Can Vision Framework detect other languages?
Yes, But It supports a few languages. Take a look at the supported languages.
let supportedLanguages = try VNRecognizeTextRequest.supportedRecognitionLanguages(for: .accurate, revision: VNRecognizeTextRequestRevision2)
print("\(supportedLanguages.count) Languages are available. -> \(supportedLanguages)")
//8 Languages are available. -> ["en-US", "fr-FR", "it-IT", "de-DE", "es-ES", "pt-BR", "zh-Hans", "zh-Hant"]
NaturalLanguage framework
You can detect the lexical class of string using the NaturalLanguage framework. I modified step2 codes to print out the tag of string.
import NaturalLanguage
let tagger = NLTagger(tagSchemes: [.nameTypeOrLexicalClass])

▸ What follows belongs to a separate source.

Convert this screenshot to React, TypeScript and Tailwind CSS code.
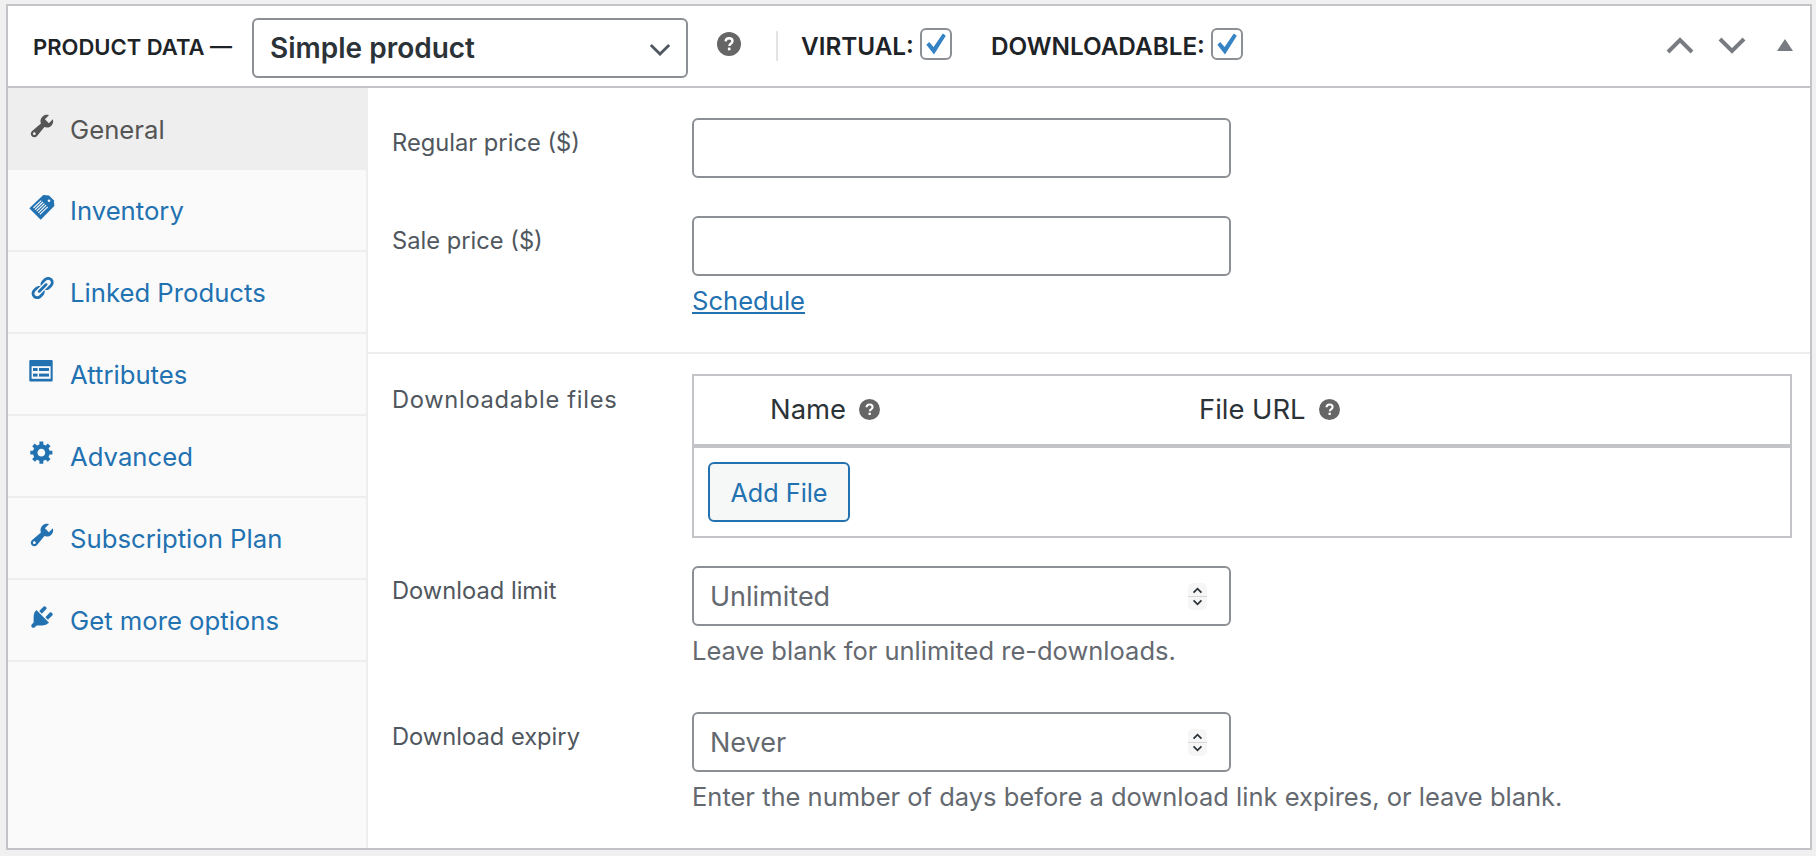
import React from "react";

const WRENCH = "M16.68 9.77c-1.34 1.34-3.3 1.67-4.95.99l-5.41 6.52c-.99.99-2.59.99-3.58 0s-.99-2.59 0-3.58l6.52-5.42c-.68-1.65-.35-3.61.99-4.95 1.28-1.28 3.12-1.62 4.72-1.06l-2.89 2.89 2.82 2.82 2.86-2.87c.53 1.58.18 3.39-1.08 4.68zM3.81 16.21c.4.39 1.04.39 1.43 0 .4-.4.4-1.04 0-1.43-.39-.4-1.03-.4-1.43 0-.39.39-.39 1.03 0 1.43z";
const LINK = "M17.74 2.76c1.68 1.69 1.68 4.41 0 6.1l-1.53 1.52c-1.12 1.12-2.7 1.47-4.14 1.09l2.62-2.61.76-.77.76-.76c.84-.84.84-2.2 0-3.04-.84-.85-2.2-.85-3.04 0l-.77.76-3.38 3.38c-.37-1.44-.02-3.02 1.1-4.14l1.52-1.53c1.69-1.68 4.42-1.68 6.1 0zM8.59 13.43l5.34-5.34c.42-.42.42-1.1 0-1.52-.44-.43-1.13-.39-1.53 0l-5.33 5.34c-.42.42-.42 1.1 0 1.52.44.43 1.13.39 1.52 0zm-.76 2.29l4.14-4.15c.38 1.44.03 3.02-1.09 4.14l-1.52 1.53c-1.69 1.68-4.41 1.68-6.1 0-1.68-1.68-1.68-4.42 0-6.1l1.53-1.52c1.12-1.12 2.7-1.47 4.14-1.1l-4.14 4.15c-.85.84-.85 2.2 0 3.05.84.84 2.2.84 3.04 0z";
const GEAR = "M18 12h-2.18c-.17.7-.44 1.35-.81 1.93l1.54 1.54-2.1 2.1-1.54-1.54c-.58.36-1.23.63-1.91.79V19H8v-2.18c-.68-.16-1.33-.43-1.91-.79l-1.54 1.54-2.12-2.12 1.54-1.54c-.36-.58-.63-1.23-.79-1.91H1V9.03h2.17c.16-.7.44-1.35.8-1.94L2.43 5.55l2.1-2.1 1.54 1.54c.58-.37 1.24-.64 1.93-.81V2h3v2.18c.68.16 1.33.43 1.91.79l1.54-1.54 2.12 2.12-1.54 1.54c.36.59.64 1.24.8 1.94H18V12zm-8.5 1.5c1.66 0 3-1.34 3-3s-1.34-3-3-3-3 1.34-3 3 1.34 3 3 3z";
const PLUG = "M13.11 4.36L9.87 7.6 8 5.73l3.24-3.24c.35-.34 1.05-.2 1.56.32.52.51.66 1.21.31 1.55zm-8 1.77l.91-1.12 9.01 9.01-1.19.84c-.71.71-2.63 1.16-3.82 1.16H6.14L4.9 17.26c-.59.59-1.54.59-2.12 0-.59-.58-.59-1.53 0-2.12l1.24-1.24v-3.88c0-1.13.4-3.19 1.09-3.89zm7.26 3.97l3.24-3.24c.34-.35 1.04-.21 1.55.31.52.51.66 1.21.31 1.55l-3.24 3.25z";

function Dash({ d, small }: { d: string; small?: boolean }) {
  return (
    <svg viewBox="0 0 20 20" className={small ? "w-[26px] h-[26px] mx-[1px] fill-current shrink-0 mb-[8px]" : "w-[28px] h-[28px] fill-current shrink-0 mb-[7px]"}>
      <path d={d} />
    </svg>
  );
}

function TagIcon() {
  return (
    <svg viewBox="0 0 28 28" className="w-[28px] h-[28px] shrink-0 mb-[7px]">
      <path className="fill-current" d="M1.3 15.3 15.3 2 21 2.6 26 7.5 26.3 13 12.7 26.7z" />
      <circle cx="21" cy="7.8" r="1.3" fill="#fafafa" />
      <g stroke="#fafafa" strokeWidth="1.1">
        <path d="M5.5 15 13.2 7.6" />
        <path d="M7.1 16.6 14.9 9" />
        <path d="M8.7 18.2 16.5 10.6" />
        <path d="M10.3 19.8 18.1 12.2" />
        <path d="M11.9 21.4 19.7 13.8" />
      </g>
    </svg>
  );
}

function AttrIcon() {
  return (
    <svg viewBox="0 0 28 28" className="w-[28px] h-[28px] shrink-0 mb-[7px]">
      <rect x="1.3" y="3" width="23.4" height="21.4" rx="1" className="fill-current" />
      <rect x="3.6" y="9.2" width="19" height="12.6" fill="#fafafa" />
      <rect x="5" y="11" width="4.6" height="3" className="fill-current" />
      <rect x="5" y="16.6" width="4.6" height="3" className="fill-current" />
      <rect x="11" y="11" width="10" height="3" className="fill-current" />
      <rect x="11" y="16.6" width="10" height="3" className="fill-current" />
    </svg>
  );
}

function Help({ size }: { size: "lg" | "sm" }) {
  return (
    <svg viewBox="0 0 24 24" className={size === "lg" ? "w-[24px] h-[24px] shrink-0" : "w-[21px] h-[21px] shrink-0"}>
      <circle cx="12" cy="12" r="12" fill="#666666" />
      <path d="M8.6 9.4c.1-2 1.5-3.2 3.5-3.2 2 0 3.4 1.2 3.4 2.9 0 1.3-.7 2-1.7 2.7-1 .7-1.4 1.1-1.4 2.2" fill="none" stroke="#fff" strokeWidth="2.4" />
      <rect x="10.9" y="15.6" width="2.6" height="2.7" fill="#fff" />
    </svg>
  );
}

function Check() {
  return (
    <span className="w-[32px] h-[32px] rounded-[6px] border-2 border-[#8c8f94] bg-white flex items-center justify-center shrink-0">
      <svg viewBox="0 0 24 24" className="w-[24px] h-[24px] fill-[#3582c4]">
        <path d="M2.4 12.8 5.2 10 9.6 15 18.8 1.6 21.8 3.8 10 22.4z" />
      </svg>
    </span>
  );
}

function Spinner() {
  return (
    <span className="absolute right-[24px] top-[17px] w-[19px] h-[27px] rounded-[5px] bg-[#f6f6f6] flex flex-col items-center justify-between py-[4px]">
      <svg viewBox="0 0 12 8" className="w-[11px] h-[7px] fill-none stroke-[#2c3338] stroke-2"><path d="M1.5 6.5 6 2l4.5 4.5" /></svg>
      <span className="absolute left-0 right-0 top-[13px] h-[1px] bg-[#d8d8d8]" />
      <svg viewBox="0 0 12 8" className="w-[11px] h-[7px] fill-none stroke-[#2c3338] stroke-2"><path d="M1.5 1.5 6 6l4.5-4.5" /></svg>
    </span>
  );
}

const NAV: { label: string; icon: React.ReactNode }[] = [
  { label: "Inventory", icon: <TagIcon /> },
  { label: "Linked Products", icon: <Dash d={LINK} small /> },
  { label: "Attributes", icon: <AttrIcon /> },
  { label: "Advanced", icon: <Dash d={GEAR} small /> },
  { label: "Subscription Plan", icon: <Dash d={WRENCH} /> },
  { label: "Get more options", icon: <Dash d={PLUG} /> },
];

function Field({ label, placeholder, spin, className, children }: { label: string; placeholder?: string; spin?: boolean; className?: string; children?: React.ReactNode }) {
  return (
    <div className={"grid grid-cols-[300px_539px] " + (className ?? "")}>
      <label className="pt-[11px] text-[23.7px] leading-[28px] text-[#50575e]">{label}</label>
      <div>
        <div className="relative">
          <input
            type="text"
            placeholder={placeholder}
            className="w-full h-[60px] rounded-[6px] border-2 border-[#8c8f94] bg-white px-[16px] text-[27px] text-[#2c3338] outline-none placeholder:text-[#646970]"
          />
          {spin && <Spinner />}
        </div>
        {children}
      </div>
    </div>
  );
}

function Desc({ children }: { children: React.ReactNode }) {
  return <p className="mt-[9px] text-[25.5px] leading-[32px] text-[#646970] whitespace-nowrap">{children}</p>;
}

export default function App() {
  return (
    <div className="min-h-screen bg-[#f0f0f1] pt-[4px] pl-[6px] pr-[4px] font-[Inter,sans-serif]">
      <div className="h-[846px] border-2 border-[#c3c4c7] bg-white flex flex-col">
        <header className="h-[82px] shrink-0 border-b-2 border-[#c3c4c7] flex items-center pl-[25px] pr-[17px]">
          <span className="w-[219px] shrink-0 text-[22px] font-semibold text-[#1d2327] pt-[2px] whitespace-nowrap">PRODUCT DATA —</span>
          <div className="relative w-[436px] h-[60px] shrink-0 mt-[3px]">
            <select className="w-full h-full appearance-none rounded-[6px] border-2 border-[#8c8f94] bg-white pl-[16px] text-[28px] font-semibold text-[#2c3338] outline-none">
              <option>Simple product</option>
            </select>
            <svg viewBox="0 0 24 14" className="absolute right-[17px] top-[25px] w-[22px] h-[13px] fill-none stroke-[#50575e] stroke-[3]">
              <path d="M2 2l10 10L22 2" />
            </svg>
          </div>
          <span className="ml-[29px] mb-[4px]"><Help size="lg" /></span>
          <span className="ml-[35px] w-[2px] h-[30px] bg-[#e4e4e4]" />
          <span className="ml-[23px] text-[24.3px] font-semibold text-[#1d2327] whitespace-nowrap">VIRTUAL:</span>
          <span className="ml-[6px] mb-[4px]"><Check /></span>
          <span className="ml-[39px] text-[24.3px] font-semibold text-[#1d2327] whitespace-nowrap">DOWNLOADABLE:</span>
          <span className="ml-[6px] mb-[4px]"><Check /></span>
          <div className="ml-auto flex items-center gap-[24px] mb-[2px]">
            <svg viewBox="0 0 28 17" className="w-[28px] h-[17px] fill-none stroke-[#787c82] stroke-[4]"><path d="M2 15 14 3l12 12" /></svg>
            <svg viewBox="0 0 28 17" className="w-[28px] h-[17px] fill-none stroke-[#787c82] stroke-[4]"><path d="M2 2l12 12L26 2" /></svg>
            <svg viewBox="0 0 16 12" className="ml-[7px] w-[16px] h-[12px] fill-[#787c82]"><path d="M8 0l8 12H0z" /></svg>
          </div>
        </header>
        <div className="flex-1 flex min-h-0">
          <aside className="w-[360px] shrink-0 bg-[#fafafa] border-r-2 border-[#eeeeee]">
            <div className="h-[82px] bg-[#eeeeee] flex items-center pl-[20px] gap-[14px] text-[#555555]">
              <Dash d={WRENCH} />
              <span className="text-[25.7px] pt-[2px]">General</span>
            </div>
            {NAV.map((n) => (
              <div key={n.label} className="h-[82px] border-b-2 border-[#eeeeee] flex items-center pl-[20px] gap-[14px] text-[#2271b1]">
                {n.icon}
                <span className="text-[25.7px] pt-[2px]">{n.label}</span>
              </div>
            ))}
          </aside>
          <main className="flex-1 min-w-0">
            <section className="h-[266px] border-b-2 border-[#eeeeee] pl-[24px] pt-[30px]">
              <Field label="Regular price ($)" />
              <Field label="Sale price ($)" className="mt-[38px]">
                <a href="#" className="block mt-[8px] text-[25.6px] leading-[34px] text-[#2271b1] underline">Schedule</a>
              </Field>
            </section>
            <section className="pl-[24px] pt-[20px] pr-[18px]">
              <div className="grid grid-cols-[300px_1fr]">
                <label className="pt-[12px] text-[23.7px] tracking-[0.7px] leading-[28px] text-[#50575e]">Downloadable files</label>
                <div className="h-[164px] border-2 border-[#c3c4c7] flex flex-col">
                  <div className="h-[72px] shrink-0 border-b-4 border-[#c3c4c7] flex items-center text-[#2c3338] text-[27.4px]">
                    <div className="w-[505px] pl-[76px] flex items-center gap-[13px]">Name <Help size="sm" /></div>
                    <div className="flex items-center gap-[13px]">File URL <Help size="sm" /></div>
                  </div>
                  <div className="pl-[14px] pt-[14px]">
                    <button className="w-[142px] h-[60px] rounded-[6px] border-2 border-[#2271b1] bg-[#f6f7f7] pt-[3px] text-[25.2px] text-[#2271b1]">Add File</button>
                  </div>
                </div>
              </div>
              <Field label="Download limit" placeholder="Unlimited" spin className="mt-[28px]">
                <Desc>Leave blank for unlimited re-downloads.</Desc>
              </Field>
              <Field label="Download expiry" placeholder="Never" spin className="mt-[45px]">
                <Desc>Enter the number of days before a download link expires, or leave blank.</Desc>
              </Field>
            </section>
          </main>
        </div>
      </div>
    </div>
  );
}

let recognizeTextRequest = VNRecognizeTextRequest { (request, error) in
guard let observations = request.results as? [VNRecognizedTextObservation] else {
print("Error: \(error! as NSError)")
return
}
let ocrResults = observations.compactMap { $0.topCandidates(1).first?.string }.joined(separator: "\n")
tagger.string = ocrResults
tagger.enumerateTags(in: ocrResults.startIndex..<ocrResults.endIndex, unit: NLTokenUnit.word, scheme: NLTagScheme.nameTypeOrLexicalClass, options: [.omitPunctuation, .omitWhitespace]) { tag, range in
print("Tag: \(tag?.rawValue ?? "unknown") -> \(ocrResults[range])")
return true
}
let fillColor: NSColor = NSColor.green.withAlphaComponent(0.3)
let result = visualization(image, observations: observations, boundingBoxColor: fillColor)
}
recognizeTextRequest.recognitionLevel = .accurate
It gives me more information about Noun, Number, PlaceName, PersonalName, and more.
Conclusion
I’m very impressed with the Vision framework. I can implement the OCR features in just a few lines of code. Also, It works on the device. (We don’t need to connect to the internet)
I hope Apple supports more languages like Korean, Japanese, Thailand, and more.